Eigenvectors of real symmetric matrices are orthogonal (more discussion)
There are really three things going on here:
- Eigenvectors corresponding to distinct eigenvalues are all orthogonal.
- A symmetric matrix is diagonalizable whether it has distinct eigenvalues or not. @A.G. proved this just fine already.
- Given a subspace whose dimension is greater than $1$, one can choose a basis of the subspace consisting of orthogonal elements. This is usually proven constructively by applying Gram-Schmidt.
Thus, it is not the case that all pairs of non-parallel eigenvectors of every symmetric matrix are orthogonal to each other. Rather, one can choose an orthogonal basis such that the matrix is diagonal in that basis. Nonetheless, for a symmetric matrix with a repeated eigenvalue, one can also choose a non-orthogonal basis such that the matrix is diagonal in that basis.

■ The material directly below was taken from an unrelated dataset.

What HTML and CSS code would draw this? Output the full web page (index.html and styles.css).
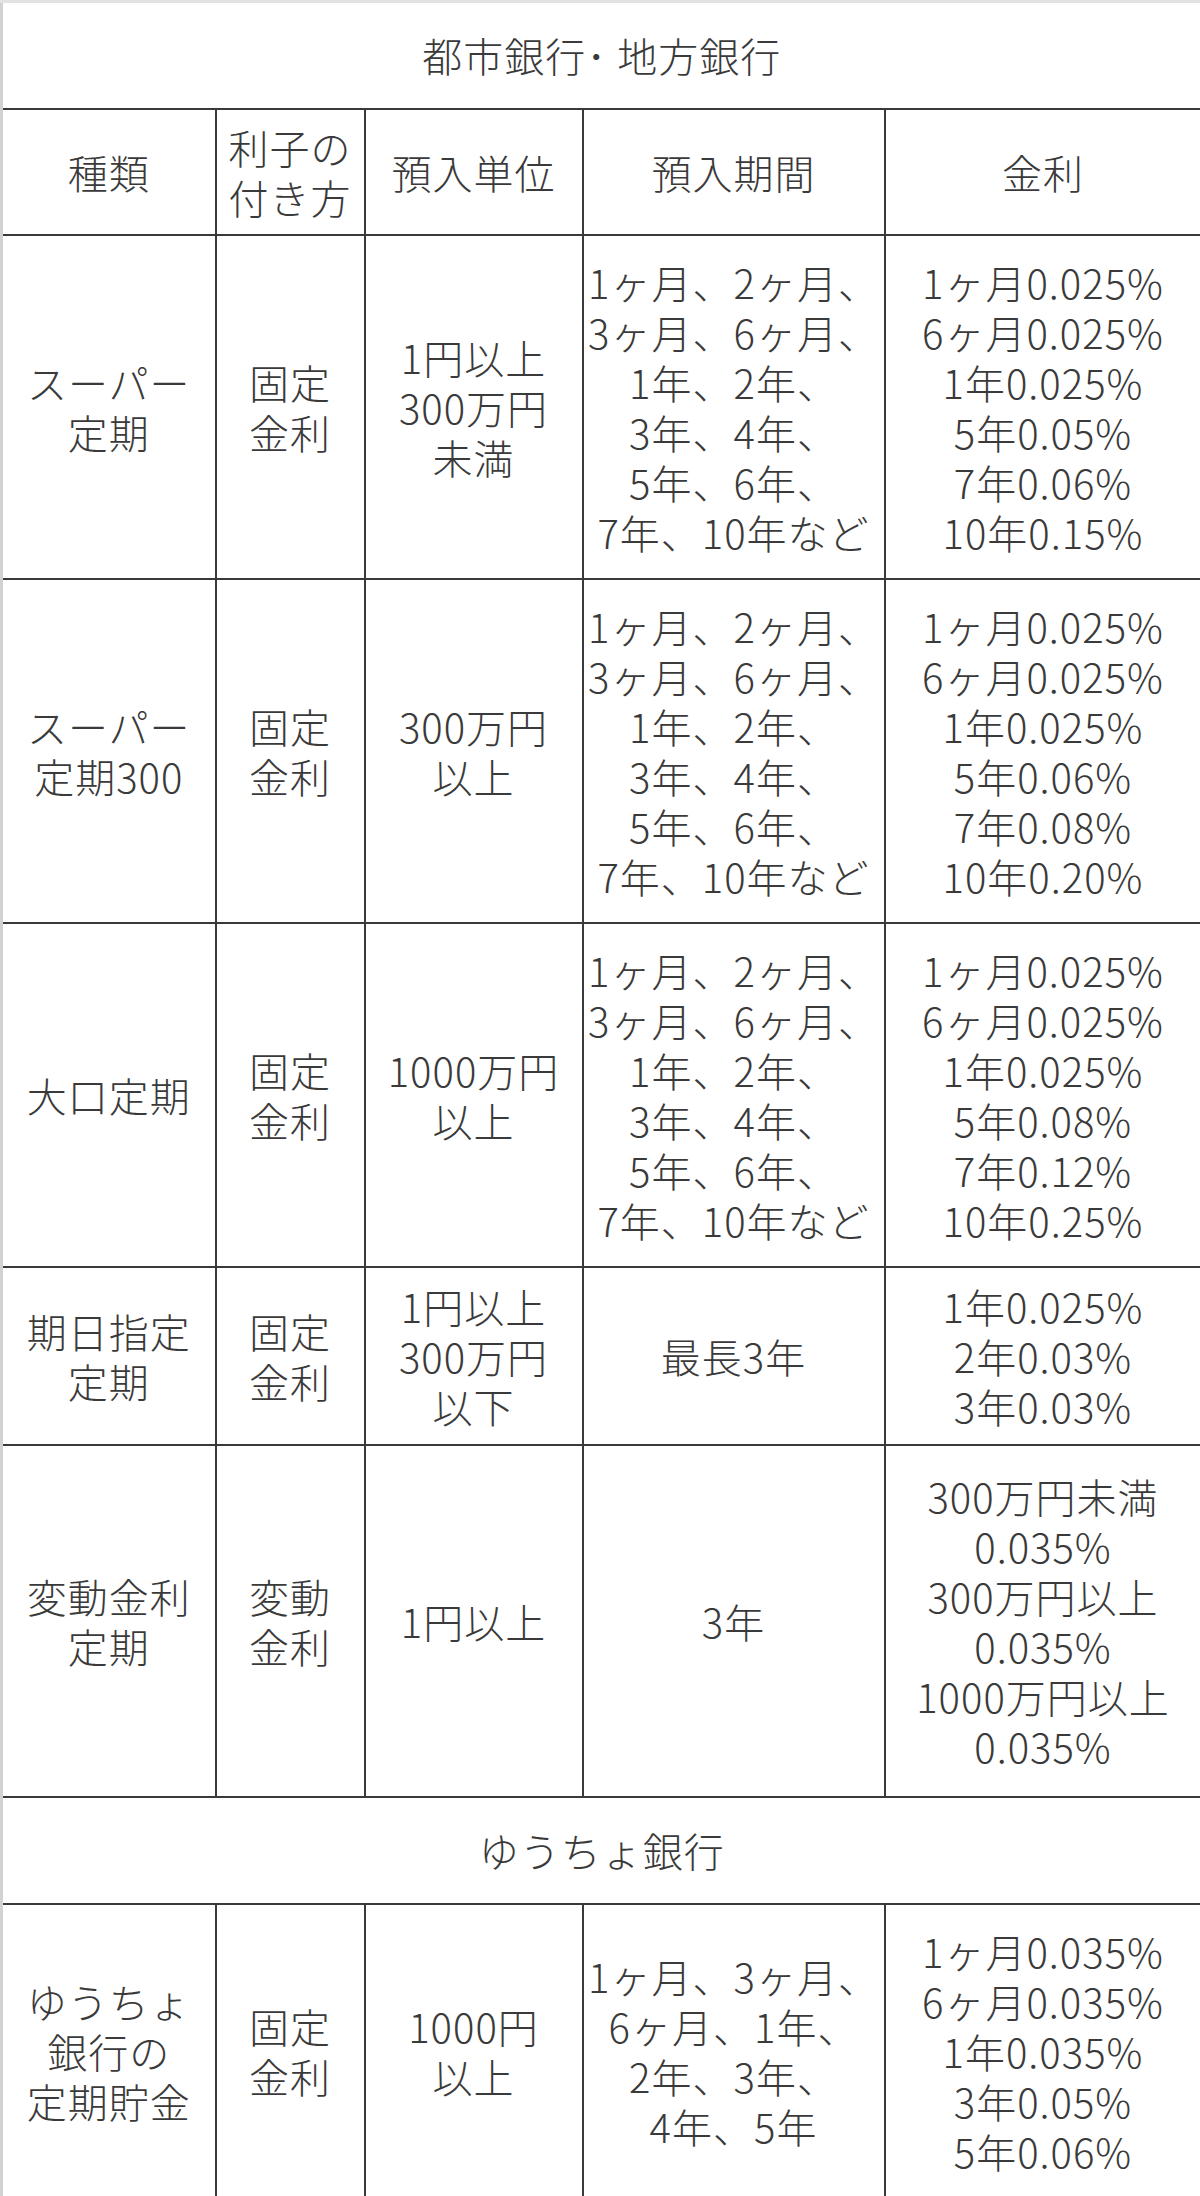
FILE: index.html
```html
<!DOCTYPE html>
<html lang="ja">
<head>
<meta charset="utf-8">
<title>定期預金 金利一覧</title>
<link rel="stylesheet" href="styles.css">
</head>
<body>
<table class="rates">
  <colgroup>
    <col class="c-kind">
    <col class="c-type">
    <col class="c-unit">
    <col class="c-term">
    <col class="c-rate">
  </colgroup>
  <tr class="r-title first">
    <td colspan="5">都市銀行･ 地方銀行</td>
  </tr>
  <tr class="r-head">
    <td>種類</td>
    <td>利子の<br>付き方</td>
    <td>預入単位</td>
    <td>預入期間</td>
    <td>金利</td>
  </tr>
  <tr class="r-six">
    <td>スーパー<br>定期</td>
    <td>固定<br>金利</td>
    <td>1円以上<br>300万円<br>未満</td>
    <td>1ヶ月、2ヶ月、<br>3ヶ月、6ヶ月、<br>1年、2年、<br>3年、4年、<br>5年、6年、<br>7年、10年など</td>
    <td>1ヶ月0.025%<br>6ヶ月0.025%<br>1年0.025%<br>5年0.05%<br>7年0.06%<br>10年0.15%</td>
  </tr>
  <tr class="r-six">
    <td>スーパー<br>定期300</td>
    <td>固定<br>金利</td>
    <td>300万円<br>以上</td>
    <td>1ヶ月、2ヶ月、<br>3ヶ月、6ヶ月、<br>1年、2年、<br>3年、4年、<br>5年、6年、<br>7年、10年など</td>
    <td>1ヶ月0.025%<br>6ヶ月0.025%<br>1年0.025%<br>5年0.06%<br>7年0.08%<br>10年0.20%</td>
  </tr>
  <tr class="r-six">
    <td>大口定期</td>
    <td>固定<br>金利</td>
    <td>1000万円<br>以上</td>
    <td>1ヶ月、2ヶ月、<br>3ヶ月、6ヶ月、<br>1年、2年、<br>3年、4年、<br>5年、6年、<br>7年、10年など</td>
    <td>1ヶ月0.025%<br>6ヶ月0.025%<br>1年0.025%<br>5年0.08%<br>7年0.12%<br>10年0.25%</td>
  </tr>
  <tr class="r-three">
    <td>期日指定<br>定期</td>
    <td>固定<br>金利</td>
    <td>1円以上<br>300万円<br>以下</td>
    <td>最長3年</td>
    <td>1年0.025%<br>2年0.03%<br>3年0.03%</td>
  </tr>
  <tr class="r-var">
    <td>変動金利<br>定期</td>
    <td>変動<br>金利</td>
    <td>1円以上</td>
    <td>3年</td>
    <td>300万円未満<br>0.035%<br>300万円以上<br>0.035%<br>1000万円以上<br>0.035%</td>
  </tr>
  <tr class="r-title">
    <td colspan="5">ゆうちょ銀行</td>
  </tr>
  <tr class="r-post">
    <td>ゆうちょ<br>銀行の<br>定期貯金</td>
    <td>固定<br>金利</td>
    <td>1000円<br>以上</td>
    <td>1ヶ月、3ヶ月、<br>6ヶ月、1年、<br>2年、3年、<br>4年、5年</td>
    <td>1ヶ月0.035%<br>6ヶ月0.035%<br>1年0.035%<br>3年0.05%<br>5年0.06%</td>
  </tr>
</table>
</body>
</html>
```

FILE: styles.css
```css
html, body {
  margin: 0;
  padding: 0;
  background: #ffffff;
}

.rates {
  width: 1200px;
  table-layout: fixed;
  border-collapse: collapse;
  font-family: "Noto Sans CJK JP", "Noto Sans", sans-serif;
  font-weight: 300;
  font-size: 40px;
  line-height: 50px;
  letter-spacing: 1px;
  color: #3a3a3a;
}

.c-kind { width: 214px; }
.c-type { width: 149px; }
.c-unit { width: 218px; }
.c-term { width: 302px; }
.c-rate { width: 317px; }

.rates td {
  border: 2px solid #3a3a3a;
  padding: 0;
  text-align: center;
  vertical-align: middle;
  white-space: nowrap;
}

.rates td:first-child {
  border-left: 3px solid #d2d2d2;
}

.rates tr.first td {
  border-top: 3px solid #e2e2e2;
}

.r-title { height: 107px; }
.r-head { height: 126px; }
.r-six { height: 344px; }
.r-three { height: 178px; }
.r-var { height: 352px; }
.r-post { height: 294px; }
```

Assume that for a symmetric matrix $A$ there exists a Jordan block for an eigenvalue $\lambda$ of size more than one, hence there exists at least two linear independent generalized eigenvectors, i.e. $By=x$ and $Bx=0$ where $B=A-\lambda I$. Estimate $x^TBy$. On one hand it is $0^Ty=0$, on other hand, it is $x^Tx=\|x\|^2$. It gives $x=0$ which is a contradiction with the vectors being linear independent. Hence all chains of generalized eigenvectors are of length one, i.e. they are eigenvectors for $A$.
Addendum: As @Ian correctly noticed, one has to add to the proof that the basis of the corresponding eigen-subspace for $\lambda$ can be chosen orthogonal.
An alternative approach to the proof (not using the inner-product method on the question you reference) is to use Schur's Theorem.
Schur's Theorem: Every square matrix $A$ has a factorization of the form $A=QTQ^{\ast}$ where $Q$ is a unitary matrix and $T$ is upper triangular.
Then, if $A$ is symmetric, $T$ must also be symmetric (and hence diagonal). The columns of $Q$ are the eigenvectors of $A$ (easy to check), $T$ contains the eigenvalues (easy to check), and since $Q$ is unitary, all the columns are orthonormal.